Brooks still has all the physical ability to be a standout player. At 6-foot-3, and 260 pounds, he has good size and improving strength. But his best attribute remains his outstanding quickness, which has been compared to that of Joe Greene. That movement that allows Brooks to be a dangerous pass rusher.
"Physically, Perry isn't really doing anything wrong," Urich said of Brooks' play this season. "It's more like he is making errors of omission in games.
"Part of it is mental, being ready to play. He made some mistakes that hurt us and he made some good plays, too, but he just wasn't consistent enough. hI still think he can be a fine player; he has the talent, no doubt about it."
Urich says that by using Brooks on passing downs "we can still utilize his ability while also giving him a chance to regroup and develop. I'm sure this bothers him and is eating away at him. He's still inexperienced, but he'll stand in there and hit with the best of them.
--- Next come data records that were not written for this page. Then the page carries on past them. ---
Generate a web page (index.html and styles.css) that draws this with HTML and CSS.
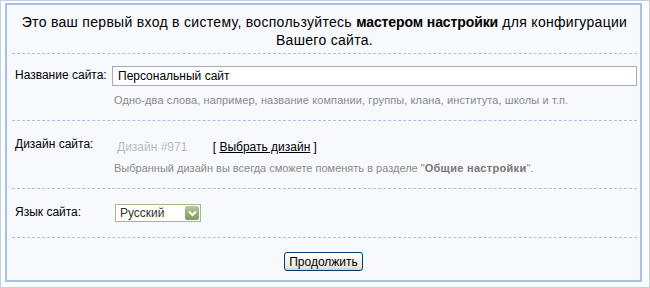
FILE: index.html
```html
<!DOCTYPE html>
<html lang="ru">
<head>
    <meta charset="UTF-8">
    <title>Мастер настройки</title>
    <link rel="stylesheet" href="styles.css">
</head>
<body>
    <div class="frame">
        <div class="panel">
            <div class="intro">
                Это ваш первый вход в систему, воспользуйтесь <b>мастером настройки</b> для конфигурации<br>Вашего сайта.
            </div>
            <div class="row row-name">
                <div class="label">Название сайта:</div>
                <div class="field">
                    <input class="text-input" type="text" value="Персональный сайт">
                    <div class="hint hint-wide">Одно-два слова, например, название компании, группы, клана, института, школы и т.п.</div>
                </div>
            </div>
            <div class="row row-design">
                <div class="label">Дизайн сайта:</div>
                <div class="field">
                    <div class="design-line">
                        <span class="design-name">Дизайн #971</span>
                        <span class="design-pick">[ <a href="#">Выбрать дизайн</a> ]</span>
                    </div>
                    <div class="hint">Выбранный дизайн вы всегда сможете поменять в разделе "<b>Общие настройки</b>".</div>
                </div>
            </div>
            <div class="row row-lang">
                <div class="label">Язык сайта:</div>
                <div class="field">
                    <div class="select">
                        <span class="select-value">Русский</span>
                        <span class="select-arrow">
                            <svg width="9" height="7" viewBox="0 0 9 7"><path d="M1 1.5 L4.5 5 L8 1.5" fill="none" stroke="#fff" stroke-width="2"/></svg>
                        </span>
                    </div>
                </div>
            </div>
            <div class="actions">
                <button class="btn">Продолжить</button>
            </div>
        </div>
    </div>
</body>
</html>
```

FILE: styles.css
```css
body {
    margin: 0;
    font-family: 'Liberation Sans', Arial, sans-serif;
    font-size: 12px;
    line-height: 14px;
    color: #000;
    background: #fff;
}
.frame {
    width: 650px;
    height: 288px;
    box-sizing: border-box;
    border: 1px solid #c3d0e4;
    padding: 2px 7px 5px 4px;
    background: #fcfdff;
}
.panel {
    height: 100%;
    box-sizing: border-box;
    border: 2px solid #a9bfe8;
    background: #f7f9fd;
}
.intro {
    text-align: center;
    font-size: 14px;
    line-height: 18px;
    letter-spacing: 0.3px;
    padding: 8px 0 4px;
    border-bottom: 1px dashed #a9c1ea;
    margin: 0 3px 0 5px;
}
.intro b {
    letter-spacing: -0.1px;
}
.row {
    display: flex;
    margin: 0 3px 0 5px;
    border-bottom: 1px dashed #a9c1ea;
}
.label {
    width: 97px;
    padding-left: 3px;
    flex-shrink: 0;
}
.field {
    flex-grow: 1;
}
.row-name {
    padding: 12px 0 13px;
}
.row-name .label {
    padding-top: 2px;
}
.text-input {
    display: block;
    width: 525px;
    height: 20px;
    box-sizing: border-box;
    border: 1px solid #a5acb2;
    background: #fff;
    font-family: inherit;
    font-size: 12px;
    padding: 1px 5px;
    color: #000;
    margin: 0;
}
.hint {
    font-size: 11px;
    color: #8a8a8a;
    padding-left: 2px;
    margin-top: 7px;
}
.hint-wide {
    letter-spacing: 0.1px;
}
.hint b {
    color: #777;
    letter-spacing: 0.3px;
}
.row-design {
    padding: 16px 0 13px;
}
.design-line {
    padding-top: 3px;
    padding-left: 5px;
}
.design-name {
    color: #bcbcbc;
    margin-right: 22px;
}
.design-pick a {
    color: #000;
}
.row-lang {
    padding: 15px 0 15px;
}
.row-lang .label {
    padding-top: 1px;
}
.select {
    display: flex;
    align-items: center;
    justify-content: space-between;
    width: 86px;
    height: 18px;
    box-sizing: border-box;
    margin-left: 3px;
    border: 1px solid #a5b98c;
    background: #fff;
    padding: 0 1px 0 4px;
}
.select-value {
    color: #333;
}
.select-arrow {
    width: 14px;
    height: 14px;
    display: flex;
    align-items: center;
    justify-content: center;
    background: linear-gradient(#b7c99d, #7e985f);
    border-radius: 2px;
}
.actions {
    text-align: center;
    padding-top: 14px;
}
.btn {
    font-family: inherit;
    font-size: 12px;
    height: 19px;
    padding: 0 4px;
    border: 1px solid #003c74;
    border-radius: 3px;
    background: linear-gradient(#ffffff, #ece9e0 80%, #d6d0c5);
    color: #000;
}
```
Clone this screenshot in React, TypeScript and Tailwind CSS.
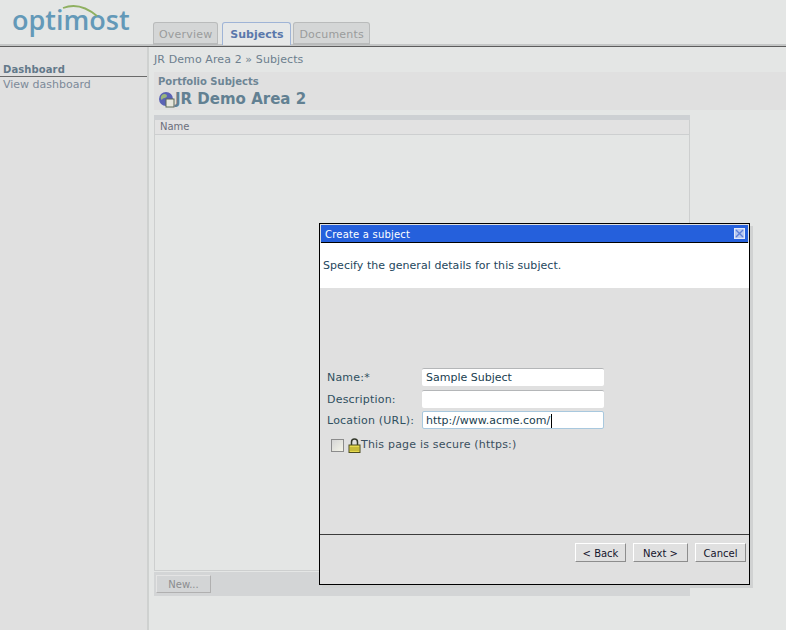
import React from "react";

const font = { fontFamily: '"DejaVu Sans", Verdana, sans-serif' };

function Tab({ label, active }: { label: string; active?: boolean }) {
  return active ? (
    <div className="mr-[-2px] h-[23px] w-[69px] rounded-t-[3px] border border-b-0 border-[#9fb4d6] bg-[#e6e8e8] text-center text-[11px] font-bold leading-[23px] text-[#5a78ab]">
      {label}
    </div>
  ) : (
    <div className="h-[23px] rounded-t-[3px] border border-b-2 border-[#b9bbbb] bg-[#d4d6d6] px-[5px] text-center text-[11px] leading-[23px] tracking-[0.2px] text-[#9a9c9c]">
      {label}
    </div>
  );
}

function Field({ label, value, focused, className }: { label: string; value?: string; focused?: boolean; className?: string }) {
  return (
    <div className={"flex h-[18px] items-start " + (className ?? "")}>
      <div className="h-[18px] w-[95px] pt-[3px] text-[11px] leading-[14px] tracking-[0.2px] text-[#2f4f5f]">{label}</div>
      <div
        className={
          "flex h-[18px] w-[182px] items-center rounded-[2px] bg-white pt-px text-[11px] leading-[14px] text-[#20404f] " +
          (focused ? "border border-[#a8c8de] pl-[3px]" : "border-t border-[#b4b6b8] pl-[4px]")
        }
      >
        {value}
        {focused && <span className="ml-[1px] h-[14px] w-px bg-black" />}
      </div>
    </div>
  );
}

function DlgButton({ label, w }: { label: string; w: string }) {
  return (
    <div
      className={
        "flex h-[19px] items-center justify-center border border-b-[#8d8d8d] border-l-white border-r-[#8d8d8d] border-t-white pt-px text-[10px] text-[#14142c] " +
        w
      }
    >
      {label}
    </div>
  );
}

export default function App() {
  return (
    <div className="relative flex h-[630px] w-[786px] flex-col overflow-hidden bg-[#e4e6e5]" style={font}>
      <header className="flex h-[47px] items-end border-b border-b-[#5c5c5c] shadow-[inset_0_-2px_0_#c4c6c6]">
        <div className="relative h-[46px] w-[153px] shrink-0">
          <div
            className="absolute left-[12px] top-0 text-[27px] font-semibold leading-[40px] text-[#6399b8]"
            style={{ fontFamily: '"Open Sans", sans-serif' }}
          >
            optimost
          </div>
          <svg className="absolute left-[60px] top-[4px]" width="40" height="14" viewBox="0 0 40 14">
            <path d="M3 4 C12 0.5 24 1 37 12" fill="none" stroke="#8fb060" strokeWidth="1.8" />
          </svg>
        </div>
        <div className="mb-[1px] flex gap-[4px]">
          <Tab label="Overview" />
          <Tab label="Subjects" active />
          <Tab label="Documents" />
        </div>
      </header>

      <div className="flex min-h-0 flex-1">
        <aside className="w-[149px] shrink-0 border-r-2 border-[#cfd1d0] bg-[#e0e0e0] pt-[16px]">
          <div className="border-b border-[#6a6a6a] pl-[3px] text-[10px] font-bold leading-[13px] tracking-[0.1px] text-[#63798a]">
            Dashboard
          </div>
          <div className="pl-[3px] pt-px text-[11px] leading-[14px] text-[#7d8a99]">View dashboard</div>
        </aside>

        <main className="min-w-0 flex-1 pl-[5px]">
          <div className="pt-[6px] text-[11px] leading-[14px] tracking-[0.1px] text-[#6d7f8e]">JR Demo Area 2 » Subjects</div>
          <div className="mt-[5px] h-[38px] bg-[#e0e0e0] pl-[4px] pt-[3px]">
            <div className="text-[10px] font-bold leading-[13px] text-[#6d8595]">Portfolio Subjects</div>
            <div className="flex items-center pt-px">
              <svg width="17" height="17" viewBox="0 0 17 17" className="shrink-0">
                <circle cx="8" cy="8" r="7" fill="#5a63b5" />
                <path d="M4 4 C6 2 9 3 9 5 C8 8 5 6 4 9 C2 8 3 5 4 4Z" fill="#9ab77b" />
                <rect x="8" y="8" width="8" height="8" fill="#e6e6dc" stroke="#5c6a58" />
              </svg>
              <span className="text-[15px] font-bold leading-[20px] text-[#628092]">JR Demo Area 2</span>
            </div>
          </div>

          <div className="mt-[5px] flex h-[481px] w-[536px] flex-col">
            <div className="h-[5px] bg-[#cdd0d3]" />
            <div className="flex min-h-0 flex-1 flex-col border-x border-b border-[#cdcfcf]">
              <div className="h-[15px] border-b border-[#cdcfd0] bg-[#e2e2e2] pl-[5px] text-[10px] leading-[14px] text-[#6b6f7c]">
                Name
              </div>
            </div>
            <div className="mt-px h-[24px] shrink-0 bg-[#d3d5d6] pl-[2px] pt-[3px]">
              <div className="flex h-[18px] w-[55px] items-center justify-center border border-b-[#b0b0b0] border-l-[#e4e4e4] border-r-[#b0b0b0] border-t-[#e4e4e4] text-[10px] text-[#8b8d8f]">
                New...
              </div>
            </div>
          </div>
        </main>
      </div>

      <div className="absolute left-[319px] top-[223px] flex h-[362px] w-[431px] flex-col border border-black bg-[#e0e0e0] shadow-[3px_3px_0_#d0d2d2]">
        <div className="mx-px mt-px flex h-[18px] shrink-0 items-center justify-between border-b border-black bg-[#2560dc] pl-[4px] pr-[3px] text-[10px] tracking-[0.2px] text-white">
          <span className="pt-px">Create a subject</span>
          <svg width="11" height="11" viewBox="0 0 11 11">
            <rect width="11" height="11" fill="#b9c9ef" />
            <rect x="0.5" y="0.5" width="10" height="10" fill="none" stroke="#e3e9fa" />
            <path d="M2 2 L9 9 M9 2 L2 9" stroke="#5f80d8" strokeWidth="1.4" />
          </svg>
        </div>
        <div className="flex h-[45px] shrink-0 items-center bg-white pl-[3px] pt-px text-[11px] tracking-[0.05px] text-[#24465c]">
          Specify the general details for this subject.
        </div>
        <div className="flex min-h-0 flex-1 flex-col justify-end">
          <div className="flex flex-col gap-[3px] pb-[7px] pl-[7px]">
            <Field label="Name:*" value="Sample Subject" className="mb-px" />
            <Field label="Description:" />
            <Field label="Location (URL):" value="http://www.acme.com/" focused />
          </div>
          <div className="flex h-[18px] items-center pl-[11px]">
            <div className="h-[13px] w-[13px] border border-[#8c8c8c] bg-gradient-to-br from-[#d5d5d5] to-[#f4f4e8]" />
            <svg width="13" height="15" viewBox="0 0 13 15" className="ml-[4px] shrink-0">
              <path d="M3.5 7 V4 a3 3 0 0 1 6 0 V7" fill="none" stroke="#33382a" strokeWidth="1.5" />
              <rect x="1" y="7" width="11" height="7.5" fill="#e6da4e" stroke="#4d4d20" />
              <path d="M2 10h9 M2 12h9" stroke="#a89c24" />
            </svg>
            <span className="text-[11px] tracking-[0.2px] text-[#3a4f5e]">This page is secure (https:)</span>
          </div>
          <div className="mt-[80px] h-[50px] border-t border-[#3c3c3c] pr-[3px] pt-[8px]">
            <div className="flex justify-end gap-[7px]">
              <DlgButton label="< Back" w="w-[51px]" />
              <DlgButton label="Next >" w="w-[55px]" />
              <DlgButton label="Cancel" w="w-[51px]" />
            </div>
          </div>
        </div>
      </div>
    </div>
  );
}
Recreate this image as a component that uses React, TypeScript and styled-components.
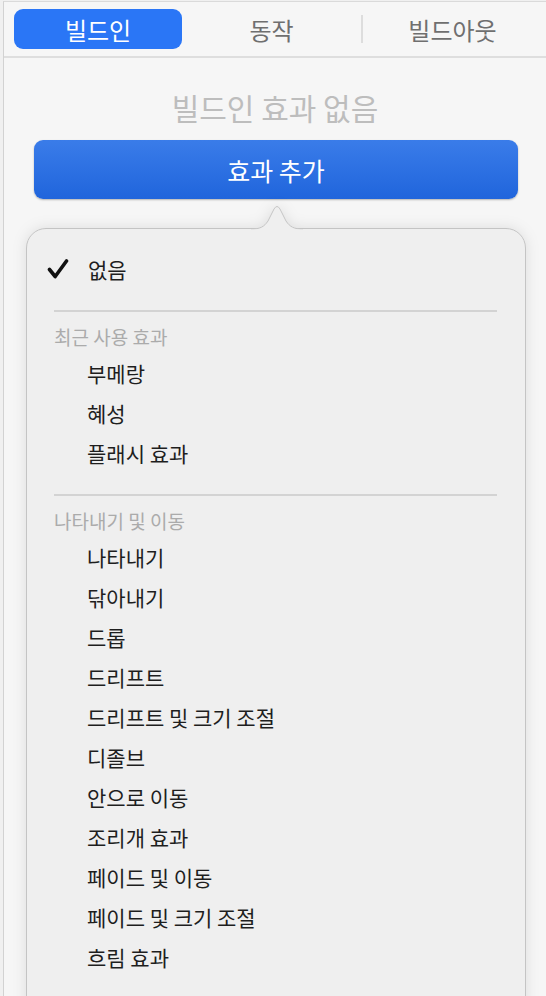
import React from 'react';
import styled, { createGlobalStyle } from 'styled-components';

const GlobalStyle = createGlobalStyle`
  html, body {
    margin: 0;
    padding: 0;
    background: #f0f0f0;
    overflow: hidden;
  }
  body {
    font-family: "Noto Sans CJK KR", "Noto Sans", sans-serif;
  }
`;

const Page = styled.div`
  width: 546px;
  height: 996px;
  padding: 1px 0 0 3px;
  box-sizing: border-box;
  overflow: hidden;
`;

const Panel = styled.div`
  height: 100%;
  background: #f6f6f6;
  border-left: 1px solid #d2d2d2;
  border-top: 1px solid #dadada;
`;

const TabBar = styled.div`
  display: flex;
  align-items: center;
  height: 40px;
  padding: 7px 0 7px 10px;
  border-bottom: 2px solid #dedede;
`;

const Tab = styled.div<{ $active?: boolean; $width: number }>`
  width: ${p => p.$width}px;
  height: 40px;
  display: flex;
  align-items: center;
  justify-content: center;
  border-radius: 9px;
  font-size: 24px;
  color: ${p => (p.$active ? '#ffffff' : '#6f6f6f')};
  background: ${p => (p.$active ? '#2a76f6' : 'transparent')};
`;

const TabDivider = styled.div`
  width: 2px;
  height: 28px;
  background: #dddddd;
`;

const Status = styled.div`
  margin-top: 31px;
  height: 36px;
  line-height: 36px;
  text-align: center;
  font-size: 30px;
  color: #bdbdbd;
`;

const AddButton = styled.div`
  margin: 15px 28px 0 30px;
  height: 59px;
  border-radius: 9px;
  background: linear-gradient(#3a7ce9, #2065dc);
  box-shadow: 0 1px 2px rgba(0, 0, 0, 0.28);
  color: #ffffff;
  font-size: 25px;
  display: flex;
  align-items: center;
  justify-content: center;
`;

const Popover = styled.div`
  position: relative;
  margin: 29px 0 0 22px;
  width: 500px;
  box-sizing: border-box;
  background: #efefef;
  border: 1px solid #c4c4c4;
  border-radius: 20px;
  padding: 20px 0 60px;
  filter: drop-shadow(0 0 7px rgba(0, 0, 0, 0.1));
`;

const Arrow = styled.svg`
  position: absolute;
  top: -25px;
  left: 224px;
  width: 52px;
  height: 27px;
  overflow: visible;
`;

const Row = styled.div`
  height: 40px;
  display: flex;
  align-items: center;
  padding-left: 60px;
  font-size: 21px;
  color: #1e1e1e;
`;

const CheckRow = styled(Row)`
  padding-left: 20px;
  gap: 19px;
`;

const Separator = styled.div`
  height: 2px;
  margin: 21px 28px 0 27px;
  background: #d3d3d3;
`;

const SectionTitle = styled.div`
  margin: 13px 0 4px 27px;
  height: 24px;
  line-height: 24px;
  font-size: 19px;
  color: #ababab;
`;

const CheckIcon = () => (
  <svg width="22" height="20" viewBox="0 0 22 20">
    <path
      d="M2.5 10.5 L8.2 17.5 L19.5 2"
      fill="none"
      stroke="#111"
      strokeWidth="3.6"
      strokeLinecap="round"
      strokeLinejoin="round"
    />
  </svg>
);

const sections = [
  { title: '최근 사용 효과', items: ['부메랑', '혜성', '플래시 효과'] },
  {
    title: '나타내기 및 이동',
    items: [
      '나타내기',
      '닦아내기',
      '드롭',
      '드리프트',
      '드리프트 및 크기 조절',
      '디졸브',
      '안으로 이동',
      '조리개 효과',
      '페이드 및 이동',
      '페이드 및 크기 조절',
      '흐림 효과',
    ],
  },
];

export default function App() {
  return (
    <Page>
      <GlobalStyle />
      <Panel>
        <TabBar>
          <Tab $active $width={168}>빌드인</Tab>
          <Tab $width={179}>동작</Tab>
          <TabDivider />
          <Tab $width={179}>빌드아웃</Tab>
        </TabBar>
        <Status>빌드인 효과 없음</Status>
        <AddButton>효과 추가</AddButton>
        <Popover>
          <Arrow viewBox="0 0 52 27">
            <path
              d="M0 25 C9 25 13 23 17 17 L23 5 Q26 0 29 5 L35 17 C39 23 43 25 52 25"
              fill="#efefef"
              stroke="#c4c4c4"
              strokeWidth="1"
            />
            <rect x="-1" y="25.5" width="54" height="3" fill="#efefef" />
          </Arrow>
          <CheckRow>
            <CheckIcon />
            없음
          </CheckRow>
          {sections.map(section => (
            <React.Fragment key={section.title}>
              <Separator />
              <SectionTitle>{section.title}</SectionTitle>
              {section.items.map(item => (
                <Row key={item}>{item}</Row>
              ))}
            </React.Fragment>
          ))}
        </Popover>
      </Panel>
    </Page>
  );
}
That's encouraging. He just has to get his assignments down and keep working."
If the Redskins were winning, they might have been more patient with Brooks. But they have been searching constantly for ways to find an edge to end their losing streak, and that includes shuffling personnel who aren't performing up to expectations.
"My time will come," Brooks said. "I think I can help this team and I know I can play. I've just got to be patient."
Pardee continues to be encouraged by the progress of tackle George Starke, who is returning from a knee injury. It now appears likely that Starke will start against Denver Monday night, barring a relapse over the next few days . . . "It will be good to get the right side of our line back again," Pardee said, referring to both Starke and tight end Don Warren, who is returning after a broken leg . . . Pardee said it is likely Ike Forte will be activated before Monday night's game to give the Redskins an extra running back . . . Guard Ron Saul, who has a sore calf, worked out yesterday for the first time this week. Pardee said Saul "looks like he can play, but if not, we are making sure Dan Nugent gets plenty of work" . . .
Fullback Clarence Harmon is moving nearly at full speed on his still-sore ankle, but fullback Rickey Claitt continues to be hobbled on his sprained ankle.